Ensuite, parce que ce tandem formé du laborieux et du fabriquant nous fait inéluctablement avancer vers un progrès qui nous donne à croire qu’il diminuera nos peines comme par magie. Il n’en est rien d’une certaine manière. J’en veux pour preuve que le verbe “ouvrer” a disparu de notre langue pour laisser la place désormais indisputée à “travailler”. Serait-ce que nous sommes tous devenus des travailleurs ? C’est bien le sens et l’orientation de tout l’ouvrage d’Hannah Arendt et, au fond, son attaque majeure contre la modernité. L’époque moderne, depuis l’industrialisation, s’est accompagnée de la glorification théorique du travail et en est arrivée à transformer la société tout entière en une société de travailleurs. “Nous avons changé l’œuvre en travail” lâche-t-elle dans un raccourci saisissant. Les homo faber se résument aujourd’hui à quelques concepteurs et designers et la plupart des métiers de l’artisanat sont bientôt à ranger du côté des métiers d’art ou des passe-temps, expression simplement dénigrante. Nous conférions aux objets d’usage la mission de transformer notre monde, nous attendions d’eux qu’ils soient les conditions de notre monde humain qui soulagent notre tâche et préparent le futur. C’est dire s’ils étaient porteurs de sens. Peu à peu, puis dans une accélération folle, nous avons laissé ces objets d’usage devenir de simples biens de consommation. Sans durée, sans lendemain.

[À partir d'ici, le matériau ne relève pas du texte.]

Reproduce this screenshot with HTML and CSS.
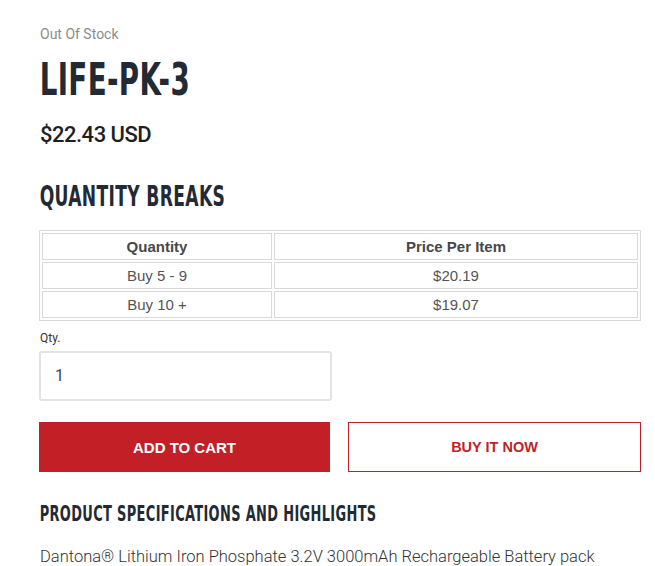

« Les objets d’usage sont devenus des objets de consommation »
Arendt visionnaire
Hannah Arent publie sa Condition de l’homme moderne en 1958. Peut-elle seulement deviner à quel point son hypothèse se trouvera vérifiée, 65 ans plus tard ? Aujourd’hui, des masses de marchandises déferlent chaque heure sur les sites de vente en ligne, les ventes flashs d’objets d’usage orchestrées par le chronomètre éveillent en nous des appétits de consommateurs boulimiques. La fast fashion produit “comme des petits pains” des produits qui ne sont pas faits pour être “usés”, qui s’achètent sans besoin et se jettent sans états d’âme. L’existence des objets “jetables” est devenue une banalité alors que le concept même d’ « objet jetable » est une contradiction dans les termes : l’”objet”, c’est ce qui est “jeté contre », “posé contre”, comme le Gegenstand de l’allemand. L’objet, c’est ce qui nous fait face, constitue notre monde humain, résiste au temps, a un commencement, une durée, une fin qui peut (et doit) dépasser notre durée humaine pour former un monde humain à partager. Tout le contraire de ce dont on se débarrasse, qui n’est pas destiné à durer, qui est consommé si vite qu’il peut disparaître sans même avoir vraiment cessé d’exister comme le sont les biens de consommation au sens étymologique du terme.
L’idéal de l’homo faber visait la durabilité, la permanence, la stabilité par le ciblage intelligent de l’ « utile ». Il a été sacrifié à l’idéal de l’animal laborans : l’abondance et son renouvellement incessant.
Le travail, c’est la santé
Serions-nous plus heureux si nous étions libérés du travail, affranchis de la nécessité de la récurrence des efforts destinés à ne laisser aucune trace ? Pas si sûr. Dans ce cycle pour maintenir la vie, pour se maintenir en vie, il y a, lorsque l’équilibre est maintenu, après la peine de la fatigue du travail, quelque chose comme le plaisir de la régénération. Cet équilibre est rompu lorsque l’épuisement n’ouvre que sur le dénuement et la pauvreté. Il est rompu sans doute aussi lorsqu’une existence d’oisiveté rendue possible par une grande richesse remplace la fatigue par l’ennui. Plus de bonheur alors.
Parce que le travail que j’accomplis pour le maintien de mon existence et de celle des autres, c’est une manière d’accueillir et d’honorer la personne que je serai demain, ceux que nous serons à l’avenir.
Le sol de votre cuisine appelle : bon récurage quand même.